Many previous posters bring up the point that the book moves at a pace in which it is difficult to guage how much time has passed in days, and boy, is that ever the truth. I got the idea that the novel takes place over the course of a week or two, but truthfully that's just dead reckoning. It's clear that Kenneth Johnson has a gift for telling a gripping story, but it is in the details that he starts to fail just a little bit. The total removal of the events of The Final Battle is difficult enough (the absence of Ham Tyler is almost enough to warrant removing a whole star by itself), but when beloved characters like Elias are not there, and indeed, aren't even mentioned, it tends to spoil fond memories of the show. We're introduced to some new characters, such as Nathan, a former Vistor Teammate (formerly known as Vistor Youth), a hot shot pilot who switches allegiance to the Resistance early in the book, as well as Margarita, a red-headed firebrand who takes a special liking to inflicting harm on Visitors. There's also the "dregs", a sort of human-Visitor hybrid species which have characteristics of their parents (hair, some skin, and scales), and which are relegated to a very low societal caste. Many of your favorite characters from the miniseries are to be found here, but some are notably absent, and it is felt throughout the book.

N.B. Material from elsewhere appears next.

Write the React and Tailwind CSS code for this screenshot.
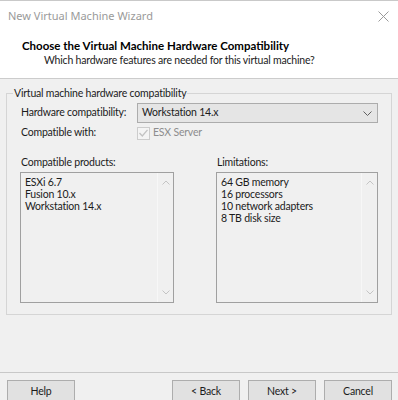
import { useState } from "react";

const font = "font-['Lato','Liberation_Sans',sans-serif]";
const txt = "text-[10.5px] tracking-[-0.2px] text-[#1b1b1b]";

function ListBox({ items, className }) {
  return (
    <div className={`flex h-[131px] border border-[#a0a0a0] bg-[#f0f0f0] ${className}`}>
      <div className={`flex-1 pl-[4px] pt-[3px] leading-[12px] ${txt}`}>
        {items.map((item) => (
          <div key={item}>{item}</div>
        ))}
      </div>
      <div className="flex w-[16px] flex-col items-center justify-between border-l border-[#f7f7f7] py-[7px]">
        <svg width="8" height="5" viewBox="0 0 8 5">
          <path d="M0.5 4.5 L4 1 L7.5 4.5" fill="none" stroke="#c4c4c4" strokeWidth="1" />
        </svg>
        <svg width="8" height="5" viewBox="0 0 8 5">
          <path d="M0.5 0.5 L4 4 L7.5 0.5" fill="none" stroke="#c4c4c4" strokeWidth="1" />
        </svg>
      </div>
    </div>
  );
}

function Button({ children, className }) {
  return (
    <button className={`h-[23px] w-[68px] border border-[#adadad] bg-[#e1e1e1] ${txt} ${className}`}>
      {children}
    </button>
  );
}

export default function App() {
  const [version] = useState("Workstation 14.x");

  return (
    <div className={`flex h-[400px] w-[398px] flex-col overflow-hidden border-t border-[#c9c9c9] bg-[#f0f0f0] ${font}`}>
      {/* title bar */}
      <div className="flex h-[30px] items-center justify-between bg-white pl-[8px] pr-[9px]">
        <span className="font-['Noto_Sans',sans-serif] text-[11px] text-[#9a9a9a]">New Virtual Machine Wizard</span>
        <svg width="11" height="11" viewBox="0 0 11 11">
          <path d="M0.5 0.5 L10.5 10.5 M10.5 0.5 L0.5 10.5" stroke="#9a9a9a" strokeWidth="1" />
        </svg>
      </div>

      {/* header */}
      <div className="h-[48px] border-b border-[#cccccc] bg-white pl-[22px] pt-[7px]">
        <div className="text-[11.5px] font-bold leading-[15px] text-black">
          Choose the Virtual Machine Hardware Compatibility
        </div>
        <div className={`pl-[22px] leading-[15px] ${txt}`}>
          Which hardware features are needed for this virtual machine?
        </div>
      </div>

      {/* body */}
      <div className="flex-1 px-[6px] pt-[7px]">
        <fieldset className="border border-[#d5d5d5] pb-[11px] pl-[13px] pr-[13px]">
          <legend className={`-ml-[7px] px-[1px] leading-[14px] ${txt}`}>
            Virtual machine hardware compatibility
          </legend>

          <div className="mt-[3px] flex h-[20px] items-center">
            <span className={`w-[117px] whitespace-nowrap pl-[1px] ${txt}`}>Hardware compatibility:</span>
            <div className="flex h-[20px] flex-1 items-center justify-between border border-[#acacac] bg-[#e5e5e5] pl-[4px] pr-[5px]">
              <span className={txt}>{version}</span>
              <svg width="9" height="5" viewBox="0 0 9 5">
                <path d="M0.5 0.5 L4.5 4.5 L8.5 0.5" fill="none" stroke="#606060" strokeWidth="1" />
              </svg>
            </div>
          </div>

          <div className="mt-[3px] flex h-[14px] items-center">
            <span className={`w-[117px] whitespace-nowrap pl-[1px] ${txt}`}>Compatible with:</span>
            <div className="flex items-center gap-[3px]">
              <div className="flex h-[13px] w-[13px] items-center justify-center border border-[#cccccc] bg-[#f4f4f4]">
                <svg width="9" height="8" viewBox="0 0 9 8">
                  <path d="M0.5 4 L3.3 7 L8.5 0.8" fill="none" stroke="#c2c2c2" strokeWidth="1.3" />
                </svg>
              </div>
              <span className="text-[10.5px] tracking-[-0.2px] text-[#8d8d8d]">ESX Server</span>
            </div>
          </div>

          <div className="mt-[15px] flex">
            <div className="w-[196px]">
              <div className={`h-[14px] pl-[1px] leading-[14px] ${txt}`}>Compatible products:</div>
              <ListBox className="mt-[3px] w-[154px]" items={["ESXi 6.7", "Fusion 10.x", "Workstation 14.x"]} />
            </div>
            <div className="flex-1">
              <div className={`h-[14px] pl-[1px] leading-[14px] ${txt}`}>Limitations:</div>
              <ListBox
                className="mt-[3px] w-[162px]"
                items={["64 GB memory", "16 processors", "10 network adapters", "8 TB disk size"]}
              />
            </div>
          </div>
        </fieldset>
      </div>

      {/* footer */}
      <div className="h-[28px] border-t border-[#c8c8c8] px-[6px] pt-[7px]">
        <div className="flex items-start">
          <Button className="ml-[1px]">Help</Button>
          <div className="flex-1" />
          <div className="flex gap-[8px]">
            <Button>&lt; Back</Button>
            <Button>Next &gt;</Button>
            <Button>Cancel</Button>
          </div>
        </div>
      </div>
    </div>
  );
}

The book proceeds at an even pace and then reaches an almost feverish rate towards the end. I suspect Johnson wanted to wrap things up quickly and have the heroes cavort about at the conclusion of the book. The Zedti contingent is built up to be mysterious, and even a little menacing, through much of the novel, however when their "secret" is revealed it is something of a let down. Johnson is a screenwriter, and so the book reads much like something you'd find in a production office, rather than what you'd expect from a bookstore shelf. It's not at all a bad book, it's just a tad bit different and a little off the beaten path, as far as style goes. I think it was a mistake to completely drop everything that happened in V: The Final Battle, but by the same token I understand why Johnson did. The Final Battle wasn't his baby, and as such he wanted to continue "his" story. The problem is that The Final Battle already belongs to the rest of us, problems and all. I add one star for the whiny Robin Maxwell being blessedly absent from the book, and an extra for there being no "Star Child", with her deus ex machina abilities. But there's no Ham Tyler or red dust, or even a few of the more memorable Visitors like Steven or Brian, and that ends up taking a star or two away as well.
Given that a reboot of V is coming out this Fall, I doubt that this book, decent as it is, will ever see any screen time. I have mixed feelings about this, but I suspect it might be for the best. V: The Second Generation is a good book which keeps up a good, albeit frenetic pace, and is certainly recommended reading for any fan of the original series. If you can forgive some of the shortcomings listed above I have no doubt you'll find the book enjoyable, much as I did.